ユーシンが株式併合、スクイーズアウトの手法について
2019/07/19 戦略法務, M&A, 会社法
はじめに
自動車部品メーカー「ユーシン」は17日、「ミネベアミツミ」以外の株主の保有株が1株未満となる株式併合を行う旨の公告を行いました。これによりユーシンは8月5日付で上場廃止となります。今回はM&Aなどに伴うスクイーズアウトの各種手法について見ていきます。
事案の概要
報道などによりますと、精密部品メーカー「ミネベアミツミ」は昨年からユーシンとのM&Aに向けて準備しておりました。今年2月14日から4月10にかけてユーシン株1株につき985円でTOB(株式公開買い付け)を行い2522万3984株の買付けに成功したとのことです。これをうけ、今回827万9748株を1株に株式併合することによってユーシン株は全てミネベアミツミが単独で保有することとなります。東京証券取引所は8月5日付をもってユーシンを上場廃止とすると発表しております。
スクイーズアウトとは
M&Aなどの組織再編を行うに際して会社の株式を100%まとめる必要性が出てくる場合があります。このような場合に少数株主が持つ株式を強制的に取得する手続をスクイーズアウトと言います。証券取引所に上場している公開会社だけでなく、小規模な閉鎖会社でも従業員に株式を持たせていたり、創業者に相続が生じた場合に株式が分散し、これをまとめる必要性が出てくることも有りえます。以下具体的にその方法を見ていきます。
スクイーズアウトの手法
(1)任意買取
まず株主と個別に交渉し、株式を買い取っていく方法が考えられます。これは厳密にはスクイーズアウトではなくその前準備とも言えます。
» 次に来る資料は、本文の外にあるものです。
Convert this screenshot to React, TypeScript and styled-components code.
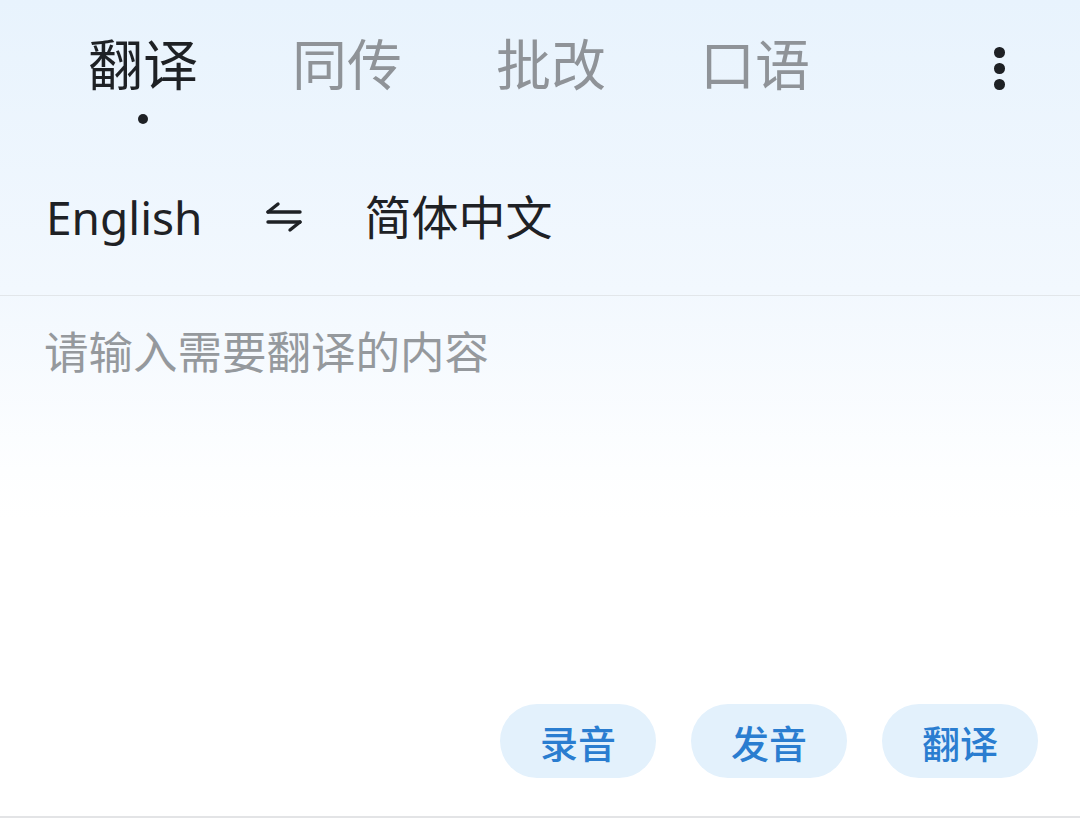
import React from "react";
import styled, { createGlobalStyle } from "styled-components";

const Global = createGlobalStyle`
  html, body { margin: 0; padding: 0; }
  body {
    width: 1080px;
    height: 829px;
    overflow: hidden;
    font-family: "Noto Sans", "Noto Sans CJK SC", sans-serif;
    background: linear-gradient(180deg, #e8f3fd 0px, #f2f8fe 290px, #fdfeff 470px, #ffffff 520px);
  }
`;

const Page = styled.div`
  width: 1080px;
  height: 829px;
  display: flex;
  flex-direction: column;
`;

const TabBar = styled.div`
  height: 150px;
  display: flex;
  align-items: flex-start;
  padding-left: 41px;
  padding-right: 75px;
`;

const Tab = styled.div<{ $active?: boolean }>`
  width: 204px;
  display: flex;
  flex-direction: column;
  align-items: center;
  padding-top: 26px;
  font-family: "Noto Sans CJK SC", sans-serif;
  font-size: 55px;
  line-height: 70px;
  color: ${(p) => (p.$active ? "#1e2125" : "#8f9398")};
`;

const Dot = styled.span<{ $show?: boolean }>`
  width: 10px;
  height: 10px;
  border-radius: 50%;
  margin-top: 18px;
  background: ${(p) => (p.$show ? "#1e2125" : "transparent")};
`;

const Spacer = styled.div`
  flex: 1;
`;

const Kebab = styled.div`
  margin-top: 47px;
  display: flex;
  flex-direction: column;
  gap: 5.5px;
  align-items: center;
  width: 11px;
`;

const KDot = styled.span`
  width: 10.5px;
  height: 10.5px;
  border-radius: 50%;
  background: #1e2125;
`;

const LangRow = styled.div`
  height: 146px;
  display: flex;
  align-items: center;
  padding-left: 46px;
  padding-bottom: 12px;
  box-sizing: border-box;
  border-bottom: 1px solid #e2e6ea;
`;

const LangText = styled.span<{ $cjk?: boolean }>`
  font-family: ${(p) => (p.$cjk ? '"Noto Sans CJK SC", sans-serif' : '"Noto Sans", sans-serif')};
  font-size: ${(p) => (p.$cjk ? "47px" : "46px")};
  color: #1e2125;
  line-height: 60px;
  margin-top: ${(p) => (p.$cjk ? "-4px" : "0")};
`;

const SwapIcon = styled.svg`
  margin: 0 62px 0 62px;
  width: 38px;
  height: 34px;
`;

const Input = styled.div`
  flex: 1;
  padding: 24px 0 0 44px;
  font-family: "Noto Sans CJK SC", sans-serif;
  font-size: 44.5px;
  line-height: 60px;
  color: #95999d;
`;

const Actions = styled.div`
  display: flex;
  justify-content: flex-end;
  gap: 35px;
  padding-right: 42px;
  padding-bottom: 38px;
`;

const Pill = styled.button`
  width: 156px;
  height: 74px;
  border: none;
  border-radius: 37px;
  background: #e3f1fc;
  color: #2a7dd0;
  font-family: "Noto Sans CJK SC", sans-serif;
  font-size: 38px;
  font-weight: 500;
  padding: 0;
  display: flex;
  align-items: center;
  justify-content: center;
`;

const BottomLine = styled.div`
  height: 2px;
  background: #e3e4e6;
  margin-bottom: 11px;
`;

export default function App() {
  const tabs = ["翻译", "同传", "批改", "口语"];
  return (
    <>
      <Global />
      <Page>
        <TabBar>
          {tabs.map((t, i) => (
            <Tab key={t} $active={i === 0}>
              {t}
              <Dot $show={i === 0} />
            </Tab>
          ))}
          <Spacer />
          <Kebab>
            <KDot />
            <KDot />
            <KDot />
          </Kebab>
        </TabBar>
        <LangRow>
          <LangText>English</LangText>
          <SwapIcon viewBox="0 0 38 34">
            <g stroke="#1e2125" strokeWidth="3.4" strokeLinecap="round" fill="none">
              <path d="M3 12 H35" />
              <path d="M3 12 L13 4" />
              <path d="M3 22 H35" />
              <path d="M35 22 L25 30" />
            </g>
          </SwapIcon>
          <LangText $cjk>简体中文</LangText>
        </LangRow>
        <Input>请输入需要翻译的内容</Input>
        <Actions>
          <Pill>录音</Pill>
          <Pill>发音</Pill>
          <Pill>翻译</Pill>
        </Actions>
        <BottomLine />
      </Page>
    </>
  );
}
同意に基づいて任意に買い取ることからトラブルも生じにくく穏当な手段と言えます。その半面、株主から同意が得られなければ買い取ることができず、また交渉などに時間もかかるというデメリットがあります。
(2)株式併合
株式併合(会社法180条)を使ったスクイーズアウトの手法があります。株式併合は2株を1株に10株を1株にといった具合で株式を圧縮し発行済株式数を減少させるというものです。特定の大株主以外の持ち株が1株未満となる割合で併合を行うことによってスクイーズアウトが達成できます。以前は株式併合には株式買取請求や情報開示の制度がなく、少数株主の保護に欠け、後に取消訴訟に発展するケースが多く、スクイーズアウトにはほとんど利用されていませんでした。しかし会社法改正により株主保護制度が充実し利用しやすくなっております。
(3)全部取得条項付種類株式
全部取得条項付種類株式とは株主総会の特別決議をすることによって会社がその全部を強制的に取得できる種類株式です(108条2項3号)。まず株主総会で種類株式発行会社となる旨の定款変更決議を行い、発行済株式の全てを全部取得条項付種類株式に変更した上で、全部取得の特別決議を行うという流れになります。株式併合が利用されていなかった頃にしばしば利用されていた手法ですが煩雑で手間がかかるというデメリットがありました。
(4)特別支配株主による株式売渡請求
会社の議決権の90%以上を保有する株主を特別支配株主と言います。特別支配株主は会社に対し全ての株式の売渡請求をすることができ、会社から残りの株主に通知がされると、同意なく株式を取得することができるようになりました(179条の9)。これは平成26年改正の際に追加された制度です。株主総会を経ずに強制的に全株式を取得できることから少数株主側の保護のために差止請求や価格決定申立て、取得無効の訴えが新たに設けられている点に注意が必要です(179条の7~8、846条の2~9)。
コメント
ミネベアはユーシンとのM&Aを行う手法としてまずTOBを行ってできるだけ株式を買い集めた上で株式併合を行う方針です。株式併合は株主総会の特別決議を要し、また株主や登録株式質権者への公告が必要となります。特別決議で賛成可決するためには3分の2の議決権が必要です。以上のように株式の100%を取得するスクイーズアウトには様々な手段が存在します。会社の規模や株主の数、すでに取得できている株式の割合などで選択すべき手法も変わってきます。また締め出される少数株主に与える対価も適切に決定していく必要があります。M&Aや組織再編だけでなく、支配権の統一して意思決定の迅速化、敵対的な株主の排除、連結化による優遇税制など、スクイーズアウトを必要とする場面は多いと言えます。以上を踏まえて自社に最も適した手法を選択していくことが重要と言えるでしょう。